After a whirlwind romance and 11 days of marriage, I discovered who my husband really is when I ended up in the hospital with a concussion and broken collar bone when he came home drunk. I got a restraining order and moved in with a friend.
This should be a no-brainer. I should file for divorce immediately but in a bizarre twist of fate, I learned last week that a distant relative died and rather than leave her estate to my mother, her only remaining relative, she left it all to me.
My friend told me because it was an asset I learned about during the marriage and we did not have a pre-nuptial agreement, my husband has the right to claim part of my inheritance.
Is she right? Is there any way I can protect it?
Now that you clearly have the means to do so, you should first hire an experienced family law attorney so you don’t make any missteps. The sooner you file for divorce the better. The shorter your marriage actually is, the less likely a judge will be to order you to give your husband a dime. While you say your marriage lasted 11 days, you are still married and each day you go without serving him with a divorce complaint and summons adds one more day to your marriage.
Your friend has a point. If you receive an inheritance during the marriage, a judge will consider it a marital asset and can order you to give him a certain amount of the inheritance.

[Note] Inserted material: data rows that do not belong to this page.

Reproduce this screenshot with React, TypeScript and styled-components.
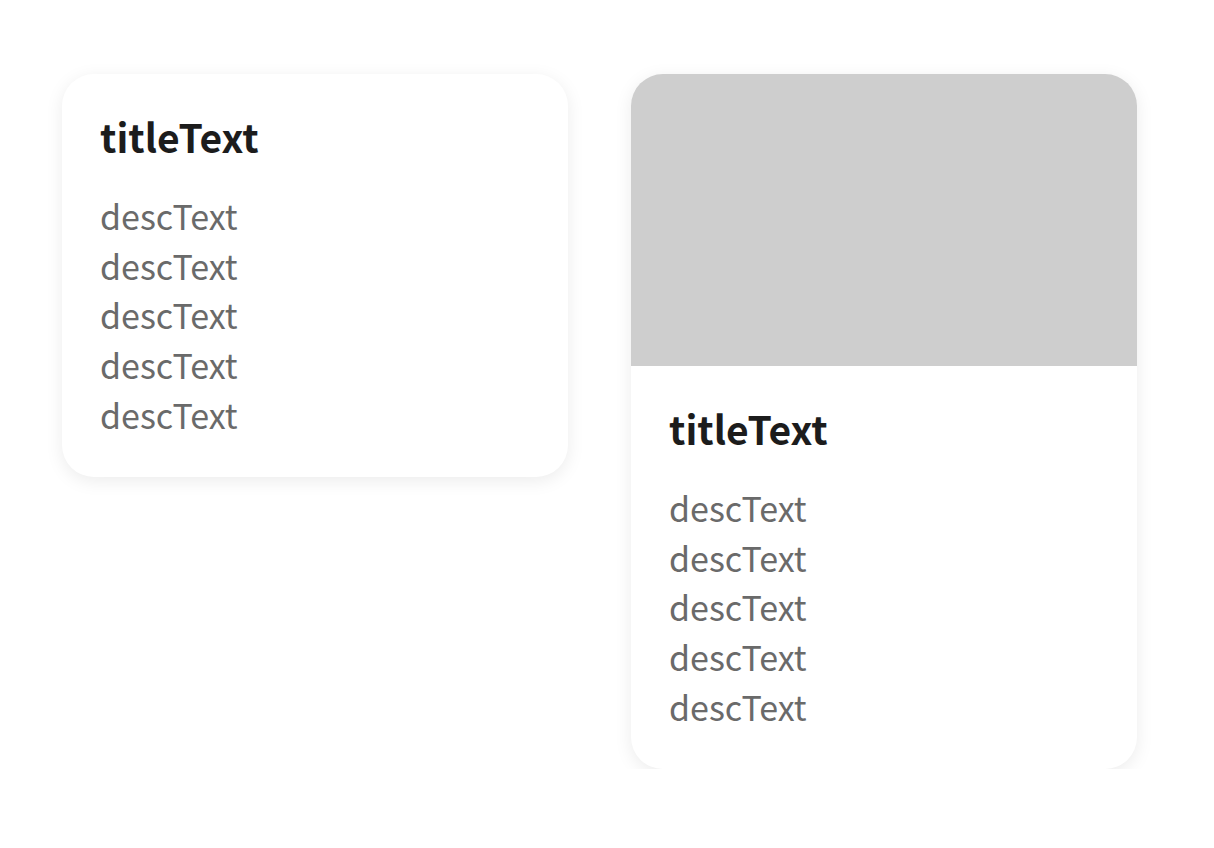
import React from "react";
import styled, { createGlobalStyle } from "styled-components";

const Global = createGlobalStyle`
  html, body { margin: 0; padding: 0; background: #ffffff; }
  body { font-family: "Noto Sans CJK SC", "Noto Sans", sans-serif; }
`;

const Page = styled.div`
  display: flex;
  align-items: flex-start;
  gap: 63px;
  padding: 74px 0 0 62px;
`;

const Card = styled.div`
  width: 506px;
  background: #ffffff;
  border-radius: 32px;
  overflow: hidden;
  box-shadow: 0 4px 18px rgba(0, 0, 0, 0.08);
  display: flex;
  flex-direction: column;
`;

const Media = styled.div`
  height: 292px;
  background: #cecece;
`;

const Body = styled.div`
  display: flex;
  flex-direction: column;
  padding: 36px 38px 37px;
`;

const Title = styled.div`
  font-size: 39px;
  font-weight: 700;
  line-height: 52px;
  color: #1c1c1c;
  margin-bottom: 29px;
`;

const Desc = styled.div`
  font-size: 34px;
  line-height: 49.7px;
  color: #6a6a6a;
`;

const lines = ["descText", "descText", "descText", "descText", "descText"];

function CardContent() {
  return (
    <Body>
      <Title>titleText</Title>
      {lines.map((l, i) => (
        <Desc key={i}>{l}</Desc>
      ))}
    </Body>
  );
}

export default function App() {
  return (
    <>
      <Global />
      <Page>
        <Card>
          <CardContent />
        </Card>
        <Card>
          <Media />
          <CardContent />
        </Card>
      </Page>
    </>
  );
}
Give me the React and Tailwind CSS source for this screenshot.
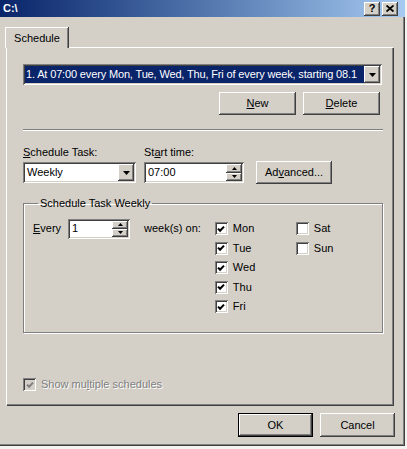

However, generally when the court orders such a division, the parties have been married significantly longer than 11 days and they have used the inheritance for joint purposes during the marriage for things like buying a home, taking vacations or paying living expenses.
Here none of those factors exist so the money was not “woven into the fabric of the marriage.” When you say you learned of the inheritance, it sounds like you may not even have it yet. If you file before receiving the funds, that strengthens your argument that the marriage was irretrievably broken before the inheritance was received.
If you file for divorce and he makes a convincing play for some of the money, you do have another card in your hand. You have three years from the date of the incident that landed you in the hospital to sue him for damages on account of the physical abuse — especially when it was severe enough to land you in the hospital with a concussion and broken bones. You can ask to be awarded his share of any deemed marital assets. That should be enough to get his attention and help him realize just walking away is really the best road for him to travel.